A special element of this program is the bond that formed among the REU students. Although we could not be together physically, we managed to get to know each other during virtual meetings with the REU program coordinators, Zoom calls with our postdoc mentors, and weekly Google Hangouts on Monday evenings. From the time we were introduced, I felt like I belonged in the group. I’m grateful for the chance to develop these friendships, albeit from afar. I look forward to the day we are able to meet in person. 

REU virtual meeting
REU students meeting virtually for a workshop via Zoom. 

I am learning that mentorship is one of the most important aspects of a career in science. When I found out that I was a candidate for this position, I was nervous, but very excited. 

The pandemic has taught me that empathy and patience are two of the most important values one can have. My mentors, Emma Rosi of Cary Institute and Audrey Thellmen of Duke University, epitomized both as they taught me how to become a better scientist. They were empathic when I struggled, and patient as I learned new skills. 

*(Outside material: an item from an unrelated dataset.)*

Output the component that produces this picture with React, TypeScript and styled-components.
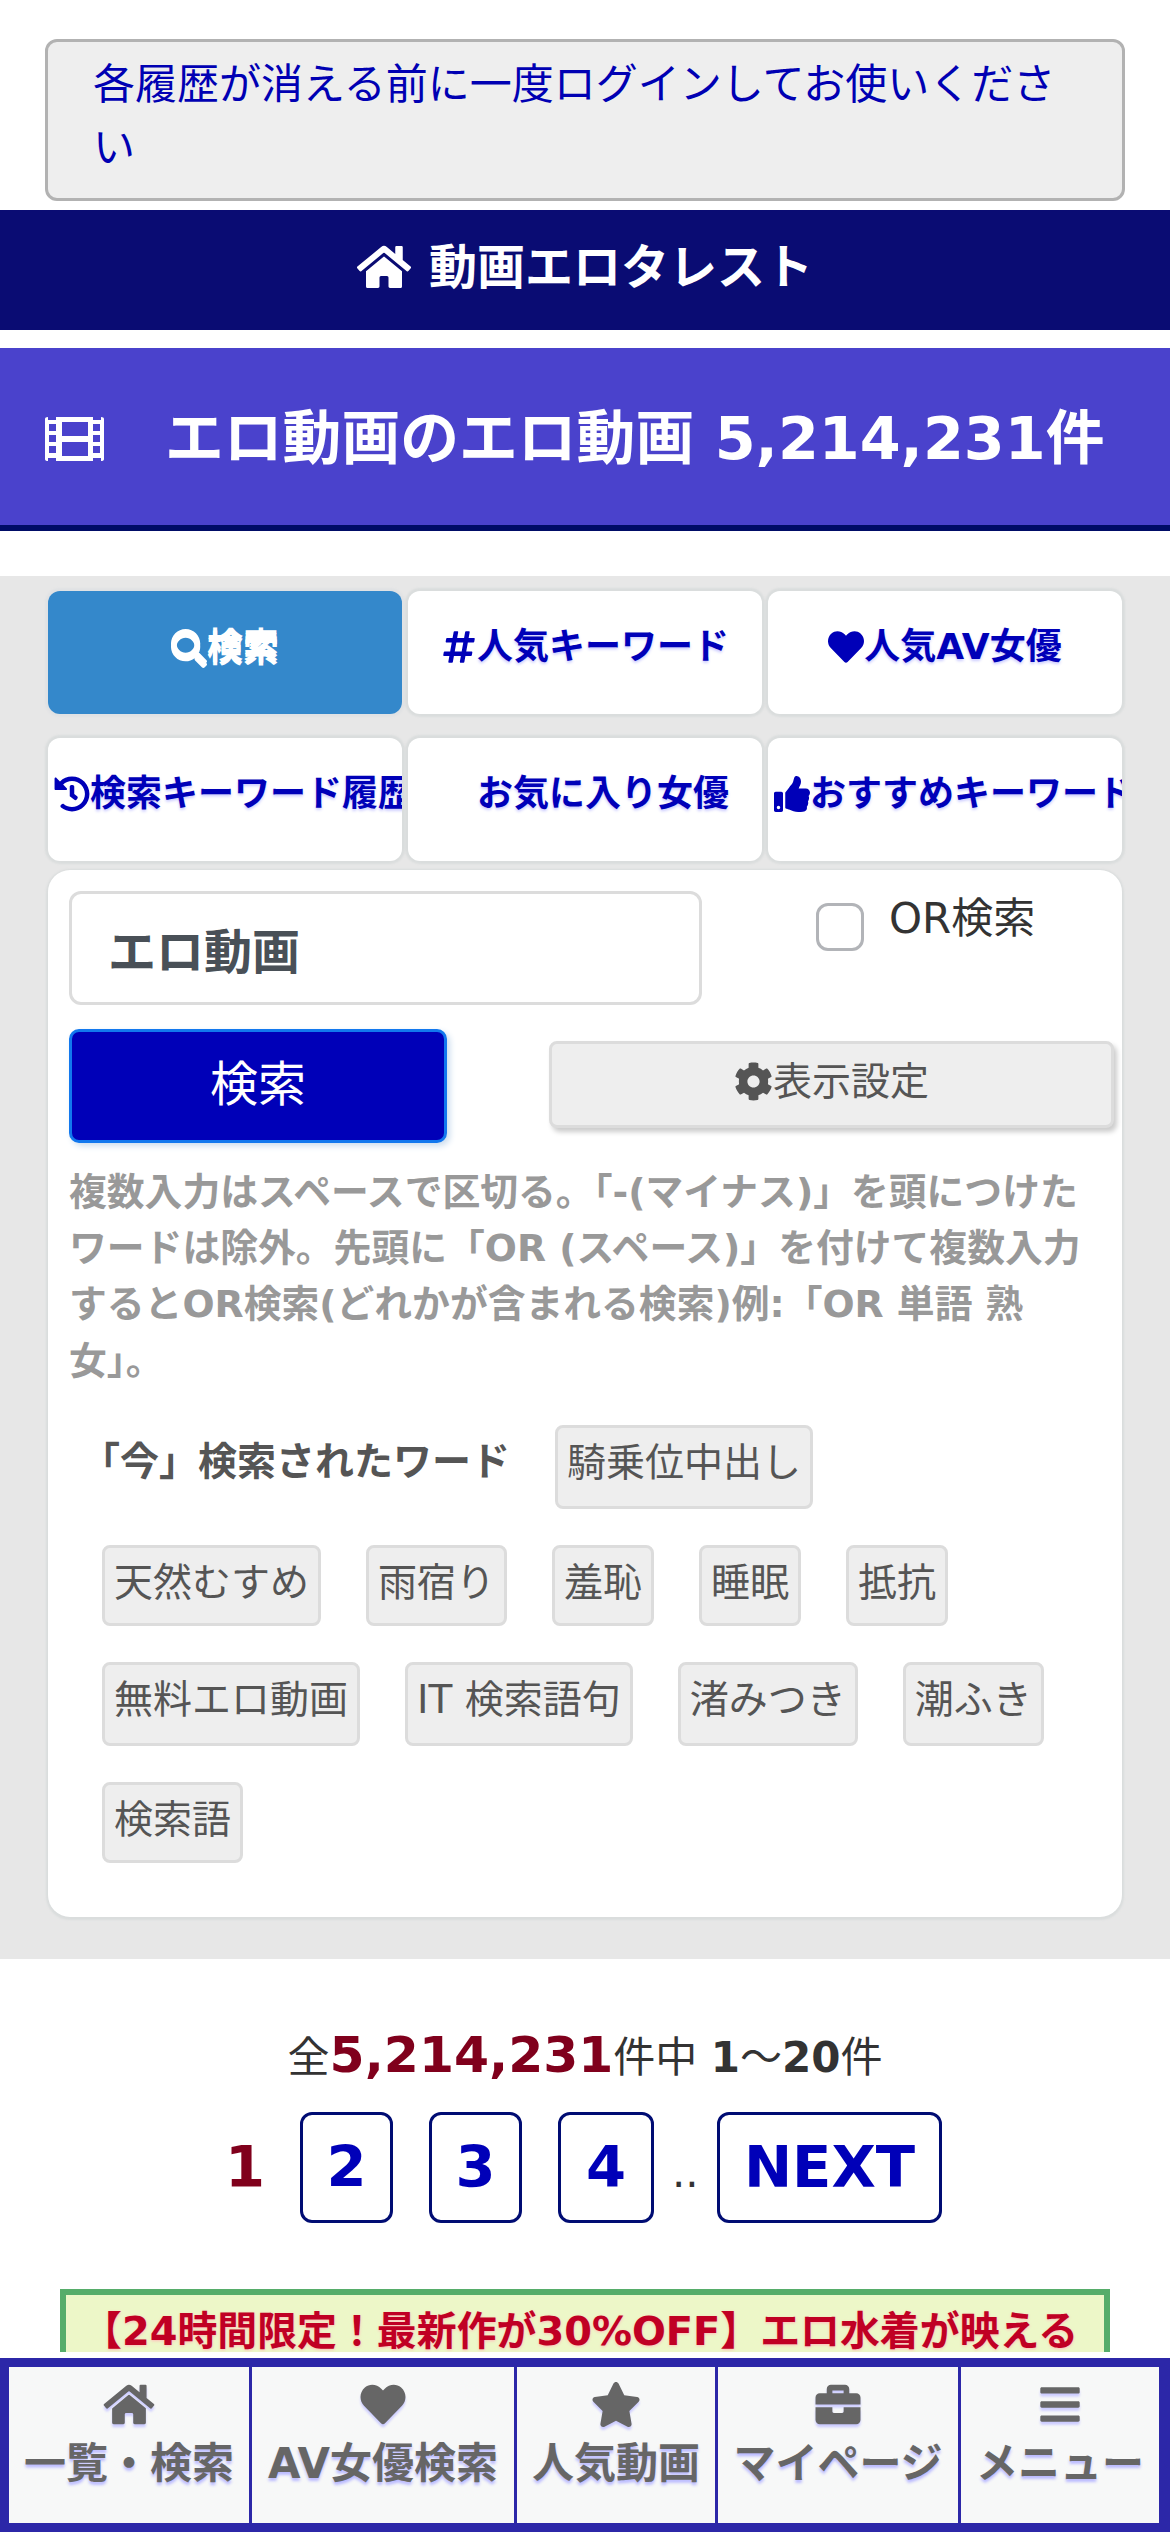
import React from "react";
import styled, { createGlobalStyle } from "styled-components";
import {
  FaHome, FaSearch, FaHashtag, FaHeart, FaHistory, FaThumbsUp, FaCog, FaStar, FaBriefcase, FaBars,
} from "react-icons/fa";

const GlobalStyle = createGlobalStyle`
  * { box-sizing: border-box; }
  html, body { margin: 0; background: #fff; }
  body {
    height: 2532px;
    overflow: hidden;
    color: #333;
    font-family: "DejaVu Sans", "Noto Sans CJK JP", sans-serif;
  }
`;

const Page = styled.div`
  display: flex;
  flex-direction: column;
  width: 1170px;
  height: 2532px;
  overflow: hidden;
`;

const Notice = styled.a`
  flex: none;
  height: 162px;
  margin: 39px 45px 0;
  padding: 11px 30px 0 45px;
  border: 3px solid #b2b2b2;
  border-radius: 12px;
  background: #eee;
  color: #0000b3;
  font-size: 42px;
  line-height: 63px;
`;

const SiteHeader = styled.header`
  flex: none;
  display: flex;
  justify-content: center;
  align-items: center;
  gap: 18px;
  height: 120px;
  margin-top: 9px;
  padding-bottom: 6px;
  background: #0a0c73;
  color: #fff;
  font-size: 48px;
  font-weight: bold;
  line-height: 60px;
  svg { width: 54px; height: 48px; }
`;

const TitleBar = styled.h1`
  flex: none;
  display: flex;
  align-items: center;
  height: 183px;
  margin: 18px 0 0;
  padding: 5px 0 0 45px;
  border-bottom: 6px solid #000c66;
  background: #4a42cc;
  color: #fff;
  font-size: 58.8px;
  line-height: 80px;
  white-space: nowrap;
  svg { width: 59px; height: 44px; margin-right: 61px; }
`;

const SearchSection = styled.section`
  flex: none;
  height: 1383px;
  margin-top: 45px;
  padding: 15px 48px 0;
  background: #e7e7e7;
`;

const Tabs = styled.div`
  display: grid;
  grid-template-columns: repeat(3, 354px);
  gap: 24px 6px;
`;

const Tab = styled.button<{ $active?: boolean; $clip?: boolean }>`
  display: flex;
  justify-content: ${(p) => (p.$clip ? "flex-start" : "center")};
  align-items: center;
  height: 123px;
  padding: 0 6px 12px;
  overflow: hidden;
  border: 0;
  border-radius: 12px;
  background: ${(p) => (p.$active ? "#3488cb" : "#fff")};
  box-shadow: 0 0 2px 3px ${(p) => (p.$active ? "#e0e2e4" : "#dadddd")};
  color: ${(p) => (p.$active ? "#fff" : "#0000b8")};
  font: bold 36px/54px "DejaVu Sans", "Noto Sans CJK JP", sans-serif;
  text-shadow: ${(p) => (p.$active ? "0 3px 0 #fff" : "0 2px 3px #ccf")};
  white-space: nowrap;
  svg {
    flex: none;
    width: 36px;
    height: 36px;
    filter: ${(p) => (p.$active ? "drop-shadow(0 3px 0 #fff)" : "none")};
  }
`;

const IconSpace = styled.span`
  width: 36px;
`;

const Panel = styled.div`
  height: 1047px;
  margin-top: 9px;
  padding: 21px 0 21px 21px;
  border-radius: 22px;
  background: #fff;
  box-shadow: 0 1px 2px 2px #dadddd;
`;

const FormRow = styled.div`
  display: flex;
  align-items: flex-start;
`;

const QueryInput = styled.input`
  width: 633px;
  height: 114px;
  padding: 0 36px;
  border: 3px solid #dcdcdc;
  border-radius: 12px;
  background: #fff;
  color: #495057;
  font: bold 48px/72px "DejaVu Sans", "Noto Sans CJK JP", sans-serif;
`;

const OrLabel = styled.label`
  display: flex;
  margin-left: 114px;
  font-size: 42px;
  line-height: 55px;
`;

const Checkbox = styled.input`
  appearance: none;
  width: 48px;
  height: 48px;
  margin: 12px 25px 0 0;
  border: 3px solid #b2b4b8;
  border-radius: 12px;
  background: #fff;
`;

const ButtonRow = styled.div`
  display: flex;
  align-items: flex-start;
  margin-top: 24px;
`;

const SubmitButton = styled.button`
  flex: none;
  width: 378px;
  height: 114px;
  padding: 0 0 5px;
  border: 3px solid #1278ee;
  border-radius: 10px;
  background: #0000b8;
  box-shadow: 3px 3px 6px #cde;
  color: #fff;
  font: 48px/72px "DejaVu Sans", "Noto Sans CJK JP", sans-serif;
`;

const SettingsButton = styled.button`
  flex: none;
  display: flex;
  justify-content: center;
  align-items: center;
  width: 565px;
  height: 87px;
  margin: 12px 0 0 102px;
  padding: 0 0 6px;
  border: 3px solid #dcdcdc;
  border-radius: 8px;
  background: #eee;
  box-shadow: 3px 4px 5px #ccc;
  color: #555;
  font: 39px/58px "DejaVu Sans", "Noto Sans CJK JP", sans-serif;
  svg { width: 39px; height: 39px; }
`;

const Help = styled.p`
  margin: 21px 0 0;
  color: #999;
  font-size: 37.8px;
  font-weight: bold;
  line-height: 56.2px;
  white-space: nowrap;
`;

const Keywords = styled.div`
  display: flex;
  flex-direction: column;
  gap: 36px;
  margin: 36px 0 0 33px;
`;

const KeywordRow = styled.div`
  display: flex;
  align-items: flex-start;
  gap: 45px;
`;

const KeywordTitle = styled.b`
  margin-left: -21px;
  color: #555;
  font-size: 39px;
  line-height: 74px;
  white-space: nowrap;
`;

const Keyword = styled.a<{ $tall?: boolean }>`
  height: ${(p) => (p.$tall ? 84 : 81)}px;
  padding: 5px 9px 0;
  border: 3px solid #dcdcdc;
  border-radius: 8px;
  background: #eee;
  color: #555;
  font-size: 39px;
  line-height: 59px;
  white-space: nowrap;
`;

const Count = styled.p`
  margin: 60px 0 0;
  font-size: 42px;
  line-height: 72px;
  text-align: center;
  white-space: nowrap;
`;

const Total = styled.b`
  color: #80001c;
  font-size: 50.4px;
`;

const Tilde = styled.span`
  font-weight: normal;
`;

const Pager = styled.nav`
  flex: none;
  display: flex;
  align-items: center;
  height: 111px;
  margin: 18px 0 0 225px;
`;

const CurrentPage = styled.b`
  width: 75px;
  color: #80001c;
  font-size: 57.6px;
  line-height: 105px;
`;

const PageLink = styled.a<{ $width: number }>`
  width: ${(p) => p.$width}px;
  height: 111px;
  margin-right: 36px;
  border: 3px solid #000c73;
  border-radius: 12px;
  color: #0000b8;
  font-size: 57.6px;
  font-weight: bold;
  line-height: 105px;
  text-align: center;
`;

const Dots = styled.span`
  width: 45px;
  margin-left: -18px;
  padding-top: 10px;
  font-size: 42px;
`;

const Banner = styled.a`
  flex: none;
  height: 63px;
  margin: 66px 60px 0;
  padding: 6px 0 0 16px;
  overflow: hidden;
  border: 6px solid #56ad6a;
  border-bottom: 0;
  background: #edf7c8;
  color: #c00024;
  font-size: 39.9px;
  font-weight: bold;
  line-height: 60px;
  text-shadow: 0 1px 3px #fbb;
  white-space: nowrap;
`;

const BottomNav = styled.nav`
  flex: none;
  display: grid;
  grid-template-columns: 240px 262px 198px 240px 198px;
  column-gap: 3px;
  height: 174px;
  margin-top: 6px;
  border: 9px solid #2c27a8;
  border-right-width: 11px;
  background: #2c27a8;
`;

const NavItem = styled.a`
  display: flex;
  flex-direction: column;
  align-items: center;
  padding-top: 15px;
  background: #f7f8f8;
  color: #666;
  font-size: 42px;
  font-weight: bold;
  line-height: 62px;
  text-shadow: 0 3px 3px #bbf;
  white-space: nowrap;
  svg {
    flex: none;
    width: 52px;
    height: 45px;
    margin-bottom: 6px;
    filter: drop-shadow(0 3px 1px #ccf);
  }
`;

const FilmIcon = () => (
  <svg viewBox="0 0 59 44" fill="currentColor" fillRule="evenodd">
    <path d="M0 2Q0 0 3 0V3H11V0H48V3H56V0Q59 0 59 2V42Q59 44 56 44V41H48V44H11V41H3V44Q0 44 0 42ZM4 7V14H11V7ZM4 18V25H11V18ZM4 29V36H11V29ZM48 7V14H55V7ZM48 18V25H55V18ZM48 29V36H55V29ZM17 5V19H43V5ZM17 25V39H43V25Z" />
  </svg>
);

const keywordRows = [
  { tall: false, words: ["天然むすめ", "雨宿り", "羞恥", "睡眠", "抵抗"] },
  { tall: true, words: ["無料エロ動画", "IT 検索語句", "渚みつき", "潮ふき"] },
  { tall: false, words: ["検索語"] },
];

const navItems = [
  { icon: <FaHome />, label: "一覧・検索" },
  { icon: <FaHeart />, label: "AV女優検索" },
  { icon: <FaStar />, label: "人気動画" },
  { icon: <FaBriefcase />, label: "マイページ" },
  { icon: <FaBars />, label: "メニュー" },
];

export default function App() {
  return (
    <Page lang="ja">
      <GlobalStyle />
      <Notice>各履歴が消える前に一度ログインしてお使いくださ<br />い</Notice>
      <SiteHeader><FaHome />動画エロタレスト</SiteHeader>
      <TitleBar><FilmIcon />エロ動画のエロ動画 5,214,231件</TitleBar>
      <SearchSection>
        <Tabs>
          <Tab $active><FaSearch />検索</Tab>
          <Tab><FaHashtag />人気キーワード</Tab>
          <Tab><FaHeart />人気AV女優</Tab>
          <Tab $clip><FaHistory />検索キーワード履歴</Tab>
          <Tab><IconSpace />お気に入り女優</Tab>
          <Tab $clip><FaThumbsUp />おすすめキーワード</Tab>
        </Tabs>
        <Panel>
          <FormRow>
            <QueryInput defaultValue="エロ動画" />
            <OrLabel><Checkbox type="checkbox" />OR検索</OrLabel>
          </FormRow>
          <ButtonRow>
            <SubmitButton>検索</SubmitButton>
            <SettingsButton><FaCog />表示設定</SettingsButton>
          </ButtonRow>
          <Help>
            複数入力はスペースで区切る。「-(マイナス)」を頭につけた<br />
            ワードは除外。先頭に「OR (スペース)」を付けて複数入力<br />
            するとOR検索(どれかが含まれる検索)例:「OR 単語 熟<br />
            女」。
          </Help>
          <Keywords>
            <KeywordRow>
              <KeywordTitle>「今」検索されたワード</KeywordTitle>
              <Keyword $tall>騎乗位中出し</Keyword>
            </KeywordRow>
            {keywordRows.map((row) => (
              <KeywordRow key={row.words[0]}>
                {row.words.map((word) => (
                  <Keyword key={word} $tall={row.tall}>{word}</Keyword>
                ))}
              </KeywordRow>
            ))}
          </Keywords>
        </Panel>
      </SearchSection>
      <Count>全<Total>5,214,231</Total>件中 <b>1<Tilde>〜</Tilde>20</b>件</Count>
      <Pager>
        <CurrentPage>1</CurrentPage>
        <PageLink $width={93}>2</PageLink>
        <PageLink $width={93}>3</PageLink>
        <PageLink $width={96}>4</PageLink>
        <Dots>..</Dots>
        <PageLink $width={225}>NEXT</PageLink>
      </Pager>
      <Banner>【24時間限定！最新作が30%OFF】エロ水着が映える</Banner>
      <BottomNav>
        {navItems.map((item) => (
          <NavItem key={item.label}>{item.icon}{item.label}</NavItem>
        ))}
      </BottomNav>
    </Page>
  );
}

At the beginning of the summer, our program coordinators said that they wanted to make all of us REUs feel like part of the Cary Community. I can say now that they succeeded. They’ve been attentive, kind, and open to feedback. Now more than ever, it is important to be part of a community that lifts you up when you’re down and encourages you to do better. Cary Institute has been that place for me this summer, and I cannot wait to visit in the future. 

Victoria Martinez, a student at Barry University, participated in Cary Institute's 2020 Research Experiences for Undergraduates (REU) program.

This summer, Victoria worked with Cary scientist Emma Rosi to study effects of global change on streams of the northeastern US.